The Indiana Ins. Co. rule is based upon the assumption that "other insurance" clauses automatically conflict. I do not believe that this blanket assumption is correct. Instead, consistent with our standard rules of contract interpretation, the "other insurance" policy provisions should be compared and, if possible, harmonized. See First Federal Sav. Bank v. Key Markets, Inc., 559 N.E.2d 600, 603 (Ind.1990) (court must accept interpretation of contract which harmonizes provisions as opposed to one which causes provisions to be conflicting). Only if the policies are actually in conflict and cannot be harmonized should the Indiana Ins. Co. rule apply.

In the instant case, the insurance clauses are not in conflict. Farm Bureau's policy provides that "if an insured has other insurance for a loss covered by this policy we pay under this policy only a share of the loss." R. at 34. The policy then provides that its proportional share is computed by comparing the total insurance available through all of the policies to the coverage limit of its policy. On the other hand, Nationwide's policy provides that its coverage is "excess over other valid and collectible insurance." R. at 63. I believe that the trial court properly harmonized these policies by reading Farm Bureau's pro rata provisions to be applicable only when another insurance policy simultaneously provides coverage. Here, Nationwide's policy does not provide coverage until Farm Bureau's policy limits are reached. Because Farm Bureau did not have to pay its policy limits, the pro rata provisions in its policy do not apply and it is responsible for paying the claims.

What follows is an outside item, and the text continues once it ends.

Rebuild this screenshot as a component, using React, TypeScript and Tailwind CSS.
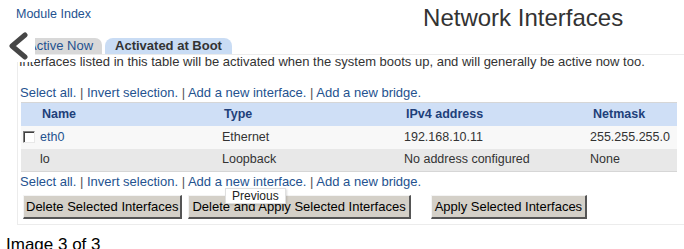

My conclusion that the rule announced in Indiana Ins. Co. should only apply when policies are actually in conflict is consistent with the policy considerations which led to that rule. In particular, the court in Indiana Ins. Co. was concerned with insureds who had paid policy premiums, yet, due to conflicting policy provisions, were in danger of losing coverage. Additionally, the court sought to avoid policy provisions which allowed an insured double recovery. However, such situations are only likely to arise when two policy provisions conflict. When they do not conflict, the trial court can harmonize them to provide an insured with appropriate coverage. Thus, my conclusion is mandated by the well-settled principle that when the reason for a rule ceases to be applicable, the rule should no longer be applied. Shriner v. Union Federal Savings & Loan Assn., 235 Ind. 380, 385, 133 N.E.2d 861, 863 (1956), (Arterburn, J., writing separately). For these reasons, I would affirm the decision of the trial court.